In uncertain macro environments, digital access to commodities blends traditional defensive strategies with modern infrastructure, preserving value while increasing flexibility.
Treasury Products
Government bonds are fundamental to global financial systems, and now they are moving on-chain.
Tokenized treasury instruments offer yield exposure in digital form, potentially integrating into broader crypto markets. Faster settlement and transparent ownership tracking modernize fixed income infrastructure.
As institutions explore real-world asset tokenization, on-chain treasuries are emerging as a foundational bridge between conservative capital and digital liquidity.
Stock Perpetual Futures
Perhaps the most crypto-native upgrade is the emergence of stock perpetual futures. Unlike traditional derivatives with fixed expirations, stock perps allow continuous leveraged exposure to equity price movements. Traders can hedge, speculate on earnings volatility, or gain directional exposure within a 24/7 framework.

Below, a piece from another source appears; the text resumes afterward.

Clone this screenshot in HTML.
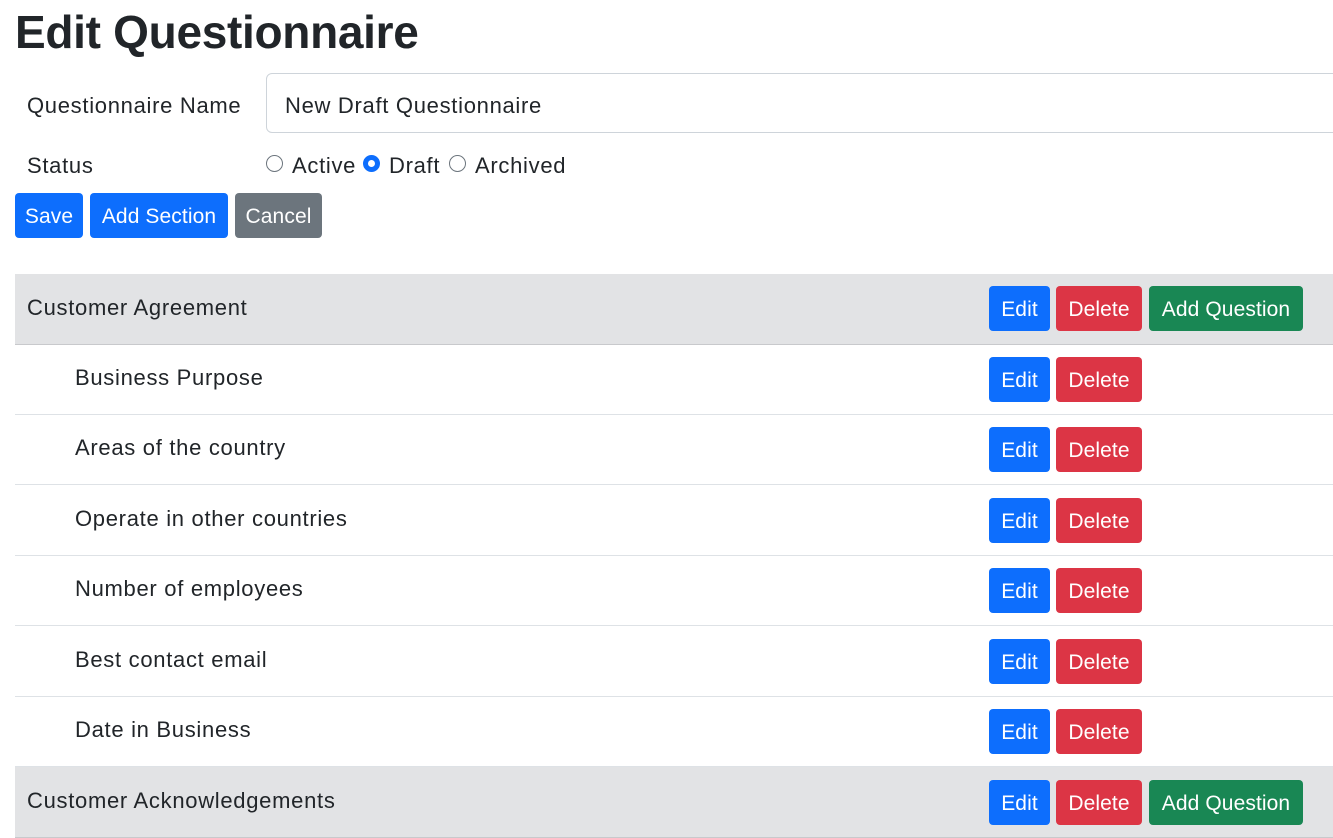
<!DOCTYPE html>
<html><head><style>
body{margin:0;width:1333px;height:819px;overflow:hidden;background:#fff;font-family:"Liberation Sans",sans-serif;color:#212529;position:relative}
.a{position:absolute;white-space:nowrap}
.t{font-size:22px;letter-spacing:0.7px}
h1{position:absolute;left:15px;top:5px;margin:0;font-size:46px;font-weight:bold;letter-spacing:-0.3px}
.btn{position:absolute;height:45px;line-height:47px;color:#fff;font-size:21px;text-align:center;border-radius:4px;letter-spacing:0.1px}
.p{background:#0d6efd}.d{background:#dc3545}.s{background:#198754}.g{background:#6c757d}
.row{position:absolute;left:15px;width:1318px;height:70px;border-bottom:1px solid #dee2e6}
.sec{background:#e2e3e5;border-bottom-color:#c8c9cc}
.lbl{position:absolute;top:21px;font-size:22px;letter-spacing:0.7px}
.radio{position:absolute;width:17px;height:17px;border:1px solid #6c757d;border-radius:50%;box-sizing:border-box}
</style></head><body>
<h1>Edit Questionnaire</h1>
<div class="a t" style="left:27px;top:93px">Questionnaire Name</div>
<div class="a" style="left:266px;top:73px;width:1080px;height:60px;border:1px solid #ced4da;border-radius:6px;box-sizing:border-box"></div>
<div class="a t" style="left:285px;top:93px">New Draft Questionnaire</div>
<div class="a t" style="left:27px;top:153px">Status</div>
<div class="radio" style="left:266px;top:155px"></div>
<div class="a t" style="left:292px;top:153px">Active</div>
<div class="radio" style="left:363px;top:155px;border:5px solid #0d6efd"></div>
<div class="a t" style="left:389px;top:153px">Draft</div>
<div class="radio" style="left:449px;top:155px"></div>
<div class="a t" style="left:475px;top:153px">Archived</div>
<div class="btn p" style="left:15px;top:193px;width:68px">Save</div>
<div class="btn p" style="left:90px;top:193px;width:138px">Add Section</div>
<div class="btn g" style="left:235px;top:193px;width:87px">Cancel</div>

<div class="row sec" style="top:274px"><div class="lbl" style="left:12px">Customer Agreement</div></div>
<div class="row" style="top:344px"><div class="lbl" style="left:60px">Business Purpose</div></div>
<div class="row" style="top:414px"><div class="lbl" style="left:60px">Areas of the country</div></div>
<div class="row" style="top:485px"><div class="lbl" style="left:60px">Operate in other countries</div></div>
<div class="row" style="top:555px"><div class="lbl" style="left:60px">Number of employees</div></div>
<div class="row" style="top:626px"><div class="lbl" style="left:60px">Best contact email</div></div>
<div class="row" style="top:696px"><div class="lbl" style="left:60px">Date in Business</div></div>
<div class="row sec" style="top:767px"><div class="lbl" style="left:12px">Customer Acknowledgements</div></div>

<div class="btn p" style="left:989px;top:286px;width:61px">Edit</div><div class="btn d" style="left:1056px;top:286px;width:86px">Delete</div><div class="btn s" style="left:1149px;top:286px;width:154px">Add Question</div>
<div class="btn p" style="left:989px;top:357px;width:61px">Edit</div><div class="btn d" style="left:1056px;top:357px;width:86px">Delete</div>
<div class="btn p" style="left:989px;top:427px;width:61px">Edit</div><div class="btn d" style="left:1056px;top:427px;width:86px">Delete</div>
<div class="btn p" style="left:989px;top:498px;width:61px">Edit</div><div class="btn d" style="left:1056px;top:498px;width:86px">Delete</div>
<div class="btn p" style="left:989px;top:568px;width:61px">Edit</div><div class="btn d" style="left:1056px;top:568px;width:86px">Delete</div>
<div class="btn p" style="left:989px;top:639px;width:61px">Edit</div><div class="btn d" style="left:1056px;top:639px;width:86px">Delete</div>
<div class="btn p" style="left:989px;top:709px;width:61px">Edit</div><div class="btn d" style="left:1056px;top:709px;width:86px">Delete</div>
<div class="btn p" style="left:989px;top:780px;width:61px">Edit</div><div class="btn d" style="left:1056px;top:780px;width:86px">Delete</div><div class="btn s" style="left:1149px;top:780px;width:154px">Add Question</div>
</body></html>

This hybrid instrument blends Wall Street price discovery with crypto market mechanics, expanding flexibility for active participants.
The Bigger Picture: Infrastructure Is the Real Upgrade
The shift is not just about digitizing assets; it is about redesigning market infrastructure.
Clearing, settlement, custody, and liquidity provisioning are being rebuilt for a world where markets never close and participation is not limited by geography. The convergence of traditional and digital finance is more about integration than disruption.
Platforms like Bitget’s TradeFi Hub reflect this evolution, offering users access to tokenized stocks, stock perps, and multi-asset trading within a unified environment designed for both crypto-native participants and traditional investors exploring on-chain markets.
A Hybrid Financial Future
Wall Street created global capital markets, and Web3 is enhancing how they function.
The direction is clear: finance is becoming programmable, always-on, and globally accessible. The institutions may look familiar, but the rails powering them are being rebuilt for a digital-first era.